Rifiutano con forza le accuse mai provate di legami diretti tra Andrea e Chiara Poggi o suoi familiari: “Se mio figlio dice che non è mai stato lì con loro, è perché è vero. Se ci sono testimoni, portino le prove,” ribatte Daniela con fermezza.
Il contesto e i dettagli di un delitto ancora avvolto nel mistero
Per comprendere l’immensità del caso, bisogna tornare a quel pomeriggio del 13 agosto 2007. Chiara Poggi, giovane laureata e fidanzata con Stasi, viene trovata assassinata nella villetta di famiglia a Garlasco, in provincia di Pavia. È Alberto Stasi a lanciare l’allarme al 118, dichiarando di aver trovato Chiara esanime nella cantina. Il processo giudiziario ha visto Stasi unico imputato e condannato, ma non senza colpi di scena, errori nelle indagini, ritardi nel sequestro delle prove e soprattutto nuove tracce genetiche — fra cui un Dna compatibile con Andrea Sempio — che hanno riaperto la questione.
Il corpo di Chiara, riverso sul fianco sinistro in una pozza di sangue, presenta numerose ferite alla testa, provocate da un oggetto contundente mai ritrovato. L’autopsia parla di un’aggressione violenta e improvvisa, senza segni di difesa, fatto che alimenta da sempre il dubbio su eventuali complicità o presenza di più persone.
Negli anni, la scena del crimine è diventata teatro di continue riletture, simulazioni e sospetti su impronte digitali e tracce di sangue. Le indagini soffrirono anche per l’assenza di strumenti fondamentali, come la mancata misurazione del peso del corpo subito dopo il ritrovamento, che avrebbe potuto aiutare nel calcolo preciso dell’ora della morte.
Mandanti nascosti e versioni contraddittorie: un quadro ancora da decifrare
Non è un caso che Massimo Lovati e l’intera difesa di Andrea Sempio puntino il dito contro presunti mandanti nascosti, contro versioni troppo spesso altalenanti e contraddittorie. Quella che sembrava una verità stabilita in sentenza si sfalda davanti a nuovi elementi: tempistiche anomale, particolari trascurati, e un contesto sociale e familiare complesso.
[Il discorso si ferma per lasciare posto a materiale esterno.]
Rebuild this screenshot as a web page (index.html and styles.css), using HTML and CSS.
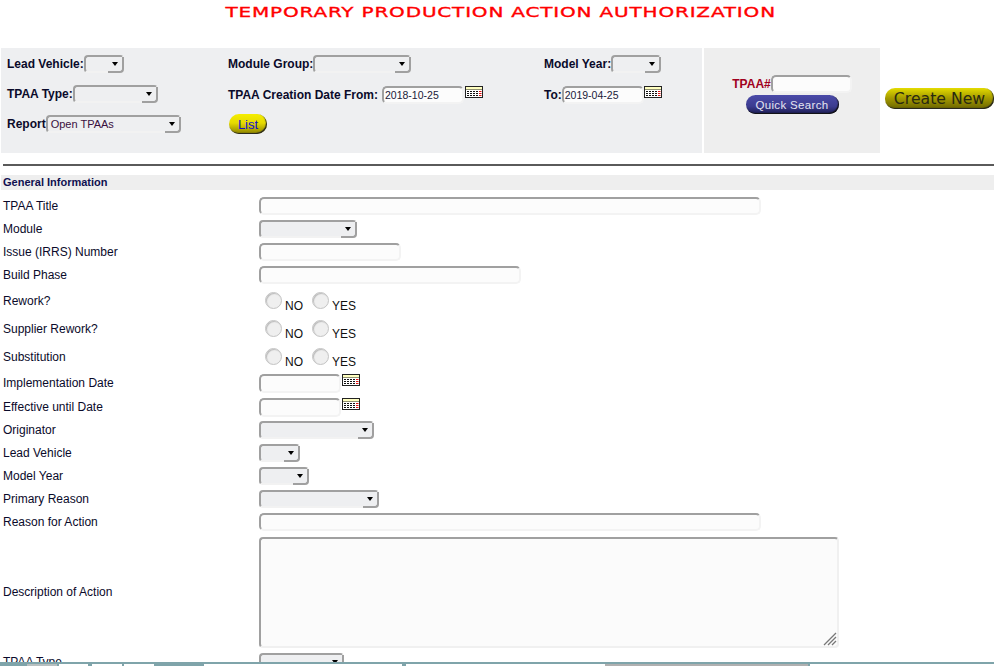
FILE: index.html
```html
<!DOCTYPE html>
<html lang="en">
<head>
<meta charset="utf-8">
<title>Temporary Production Action Authorization</title>
<link rel="stylesheet" href="styles.css">
</head>
<body>
<svg class="defs" width="0" height="0" aria-hidden="true">
  <symbol id="cal" viewBox="0 0 18 12">
    <rect x="0" y="0" width="18" height="12" fill="#222"/>
    <rect x="1" y="1" width="16" height="2.500" fill="#ffffc0"/>
    <rect x="1" y="4" width="16" height="7" fill="#fff"/>
    <path d="M2 5.500H13.500M2 7.500H13.500M2 9.500H13.500" stroke="#111" stroke-dasharray="2 1"/>
    <path d="M14 5.500H16.500M14 7.500H16.500M14 9.500H16.500" stroke="#e01010"/>
  </symbol>
</svg>

<h1 class="title"><span>TEMPORARY PRODUCTION ACTION AUTHORIZATION</span></h1>

<div class="search">
  <form class="filters">
    <div class="f-col f-col-1">
      <div class="f-row"><label>Lead Vehicle:</label><span class="sel w40"></span></div>
      <div class="f-row"><label>TPAA Type:</label><span class="sel w85"></span></div>
      <div class="f-row"><label>Report</label><span class="sel w135">Open TPAAs</span></div>
    </div>
    <div class="f-col f-col-2">
      <div class="f-row"><label>Module Group:</label><span class="sel w98"></span></div>
      <div class="f-row f-date"><label>TPAA Creation Date From:</label><span class="inp date date-from">2018-10-25</span><svg class="cal"><use href="#cal"/></svg></div>
      <div class="f-row"><button type="button" class="pill pill-list">List</button></div>
    </div>
    <div class="f-col f-col-3">
      <div class="f-row"><label>Model Year:</label><span class="sel w50"></span></div>
      <div class="f-row f-date"><label>To:</label><span class="inp date">2019-04-25</span><svg class="cal cal-to"><use href="#cal"/></svg></div>
    </div>
  </form>
  <div class="quick">
    <div class="quick-row"><label>TPAA#</label><span class="inp w81"></span></div>
    <button type="button" class="pill pill-quick">Quick Search</button>
  </div>
  <div class="create">
    <button type="button" class="pill pill-create">Create New</button>
  </div>
</div>

<hr class="rule">

<h2 class="section">General Information</h2>

<div class="form">
  <div class="row h23"><div class="lab">TPAA Title</div><span class="inp w502"></span></div>
  <div class="row h23"><div class="lab">Module</div><span class="sel w98"></span></div>
  <div class="row h23"><div class="lab">Issue (IRRS) Number</div><span class="inp w142"></span></div>
  <div class="row h23"><div class="lab">Build Phase</div><span class="inp w262"></span></div>
  <div class="row h28"><div class="lab">Rework?</div><div class="radios"><i class="radio"></i><span>NO</span><i class="radio"></i><span>YES</span></div></div>
  <div class="row h28"><div class="lab">Supplier Rework?</div><div class="radios"><i class="radio"></i><span>NO</span><i class="radio"></i><span>YES</span></div></div>
  <div class="row h28"><div class="lab">Substitution</div><div class="radios"><i class="radio"></i><span>NO</span><i class="radio"></i><span>YES</span></div></div>
  <div class="row h24"><div class="lab">Implementation Date</div><span class="inp w82 t19"></span><svg class="cal cal-form"><use href="#cal"/></svg></div>
  <div class="row h24"><div class="lab">Effective until Date</div><span class="inp w82 t19"></span><svg class="cal cal-form"><use href="#cal"/></svg></div>
  <div class="row h23"><div class="lab">Originator</div><span class="sel w115"></span></div>
  <div class="row h23"><div class="lab">Lead Vehicle</div><span class="sel w41"></span></div>
  <div class="row h23"><div class="lab">Model Year</div><span class="sel w50"></span></div>
  <div class="row h23"><div class="lab">Primary Reason</div><span class="sel w120"></span></div>
  <div class="row h23"><div class="lab">Reason for Action</div><span class="inp w502"></span></div>
  <div class="row rdesc"><div class="lab">Description of Action</div>
    <div class="area"><svg class="grip" viewBox="0 0 14 14" width="14" height="14"><path d="M1 13L13 1M5 13L13 5M9 13L13 9" stroke="#777" stroke-width="1.300"/></svg></div>
  </div>
  <div class="row h23"><div class="lab">TPAA Type</div><span class="sel w85"></span></div>
</div>

<div class="tabbar">
  <span class="tab t-a"></span><span class="tab t-b"></span><span class="tab t-c"></span><span class="tab t-d"></span><span class="tab t-e"></span><span class="tab t-f"></span><span class="tab t-g"></span><span class="tab t-h"></span><span class="tab t-i"></span>
</div>
</body>
</html>
```

FILE: styles.css
```css
html, body { margin: 0; padding: 0; height: 666px; overflow: hidden; background: #fff; }
body {
  position: relative;
  font-family: "Liberation Sans", Arial, sans-serif;
  font-size: 12px;
  color: #0a0a2a;
}
.defs { position: absolute; }

.title {
  margin: 0;
  height: 48px;
  padding: 3px 0 0 7px;
  box-sizing: border-box;
  text-align: center;
  font-family: "DejaVu Sans", sans-serif;
  font-weight: 400;
  font-size: 14.5px;
  line-height: 18px;
  color: #f00;
  white-space: nowrap;
}
.title span {
  display: inline-block;
  transform: scaleX(1.378);
  letter-spacing: .6px;
  -webkit-text-stroke: .35px #f00;
}

.search { display: flex; height: 105px; padding-left: 1px; gap: 2px; }
.filters { width: 701px; background: #eeeff1; display: flex; font-weight: 700; }
.f-col { padding-top: 1px; display: flex; flex-direction: column; }
.f-col-1 { width: 221px; padding-left: 6px; }
.f-col-2 { width: 316px; }
.f-row { height: 30px; display: flex; align-items: center; white-space: nowrap; box-sizing: border-box; }
.f-date { padding-top: 2px; }
.quick { width: 176px; background: #eee; display: flex; flex-direction: column; align-items: center; padding-top: 26px; box-sizing: border-box; }
.quick-row { display: flex; align-items: center; height: 20px; }
.quick-row label { color: #a00020; font-weight: 700; }
.create { flex: 1; display: flex; align-items: center; justify-content: flex-end; padding-bottom: 5px; }

.sel, .inp { display: inline-block; box-sizing: border-box; flex: none; }
.sel {
  position: relative;
  height: 18px;
  border: 2px solid #f2f2f2;
  border-top-color: #a0a0a0;
  border-left-color: #a0a0a0;
  border-radius: 4px;
  background: #eeeff1;
  font-weight: 400;
  font-size: 11px;
  line-height: 14px;
  padding-left: 3px;
  color: #3a1040;
}
.sel::before {
  content: "";
  position: absolute;
  right: -2px; bottom: -2px;
  width: 14px; height: 14px;
  border-right: 2px solid #a0a0a0;
  border-bottom: 2px solid #a0a0a0;
  border-bottom-right-radius: 4px;
  background: #eeeff1;
}
.sel::after {
  content: "";
  position: absolute;
  right: 4px; top: 5px;
  border: 3px solid transparent;
  border-top: 4px solid #000;
  border-bottom: 0;
}
.inp {
  height: 18px;
  border: 2px solid #f3f3f3;
  border-top-color: #a0a0a0;
  border-left-color: #a0a0a0;
  border-radius: 5px;
  background: #fcfcfc;
  font-weight: 400;
  font-size: 10.5px;
  line-height: 15px;
  padding-left: 1px;
  color: #1a1a3a;
}
.t19 { height: 19px; }
.date { width: 82px; }
.date-from { margin-left: 4px; }
.cal { width: 18px; height: 12px; flex: none; margin: -7px 0 0 1px; }
.cal-to { margin-left: 0; }
.cal-form { margin: -7px 0 0 1px; }

.w40 { width: 40px; } .w41 { width: 41px; } .w50 { width: 50px; } .w81 { width: 81px; }
.w82 { width: 82px; } .w85 { width: 85px; } .w98 { width: 98px; } .w115 { width: 115px; }
.w120 { width: 120px; } .w135 { width: 135px; } .w142 { width: 142px; } .w262 { width: 262px; } .w502 { width: 502px; }

.pill {
  display: block;
  padding: 0;
  border: 0;
  border-radius: 10px;
  font-family: "Liberation Sans", Arial, sans-serif;
  text-align: center;
}
.pill-list {
  width: 38px; height: 20px;
  margin-left: 1px;
  background: linear-gradient(#f5ee00 0%, #e6da00 45%, #8a8000 100%);
  box-shadow: inset -1px -1px 1px #222;
  color: #1010d0;
  font-size: 13px;
}
.pill-quick {
  width: 93px; height: 19px;
  margin-top: 1px;
  background: linear-gradient(#4a4aa8 0%, #3c3c90 60%, #1c1c50 100%);
  box-shadow: inset -1px -1px 1px #111;
  color: #e4e4f0;
  font-size: 11.5px;
  letter-spacing: .35px;
}
.pill-create {
  width: 109px; height: 21px;
  background: linear-gradient(#e4dc00 0%, #a89e00 45%, #6a6400 100%);
  box-shadow: inset -1px -1px 1px #222;
  color: #2a2a10;
  font-family: "DejaVu Sans", sans-serif;
  font-size: 15.7px;
}

.rule { margin: 11px 0 0 3px; height: 2px; border: 0; background: #5a5a5a; }

.section {
  margin: 9px 0 0 1px;
  height: 15px;
  padding-left: 2px;
  background: #eee;
  font-size: 11px;
  line-height: 15px;
  font-weight: 700;
  color: #101050;
}

.form { padding: 4px 0 0 3px; }
.row { display: flex; align-items: center; box-sizing: border-box; }
.h23 { height: 23px; } .h24 { height: 24px; padding-top: 2px; } .h28 { height: 28px; padding-top: 2px; }
.lab { width: 256px; flex: none; }
.rdesc { height: 117px; padding-top: 2px; }
.rdesc .lab { margin-top: -2px; }
.area {
  position: relative;
  width: 580px; height: 111px;
  box-sizing: border-box;
  border: 2px solid #f0f0f0;
  border-top-color: #a0a0a0;
  border-left-color: #a0a0a0;
  border-radius: 4px;
  background: #fbfbfb;
}
.grip { position: absolute; right: 0; bottom: 0; }
.radios { display: flex; align-items: center; margin-left: 6px; color: #111; }
.radios span { margin: 9px 9px 0 3px; }
.radio {
  width: 17px; height: 17px;
  box-sizing: border-box;
  border: 1px solid #c4c4c4;
  border-radius: 50%;
  background: #efefef;
  box-shadow: inset 1px 1px 1px #bbb;
  margin-top: -2px;
}

.tabbar {
  position: absolute;
  left: 0; right: 0; bottom: 0;
  height: 4px;
  padding-left: 27px;
  box-sizing: border-box;
  background: #7fa4aa;
  display: flex;
  align-items: flex-end;
}
.tab { display: block; height: 2px; background: #fff; flex: none; }
.t-a { width: 30px; background: #b8c0c0; margin-right: 2px; }
.t-b { width: 29px; margin-right: 4px; }
.t-c { width: 30px; margin-right: 2px; }
.t-d { width: 30px; margin-right: 3px; }
.t-e { width: 47px; background: #7fa4aa; }
.t-f { width: 198px; margin-right: 4px; }
.t-g { width: 199px; }
.t-h { width: 203px; background: #b0b0b0; margin-right: 2px; }
.t-i { flex: 1; }
```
Per l’avvocato, le quattro ore dopo il delitto sono la chiave per capire chi abbia realmente orchestrato l’omicidio. La “sceneggiata” di Stasi sul ritrovamento del corpo, con versioni che mutano dall’essere viva a morta, diventa un elemento che non può essere ignorato. Il vero assassino, denuncia Lovati, non è chi appare ovvio alla prima vista, e dietro quella maschera potrebbe celarsi una mano più oscura e capace.
La ricerca della verità continua tra dolore e speranza
Dopo quasi due decenni, Garlasco è ancora intrappolata in un limbo di dolore, sospetti e dubbi. Da una parte c’è la famiglia Poggi che chiede giustizia, dall’altra la famiglia Sempio, stremata dalle accuse ingiuste e dal peso di una vicenda che si è fatta troppo grande per qualunque individuo. Intorno, una comunità che ha visto spezzarsi un equilibrio, un’Italia che segue con tenacia sporadica ma appassionata una delle storie più oscure e intricate della cronaca nera moderna.
Nel mezzo rimangono le parole di Lovati, il dolore di Daniela e Giuseppe Sempio, e la speranza che la giustizia, questa volta, sappia andare oltre le apparenze e sciogliere finalmente il nodo di una tragedia tanto complessa quanto dolorosa per tutti.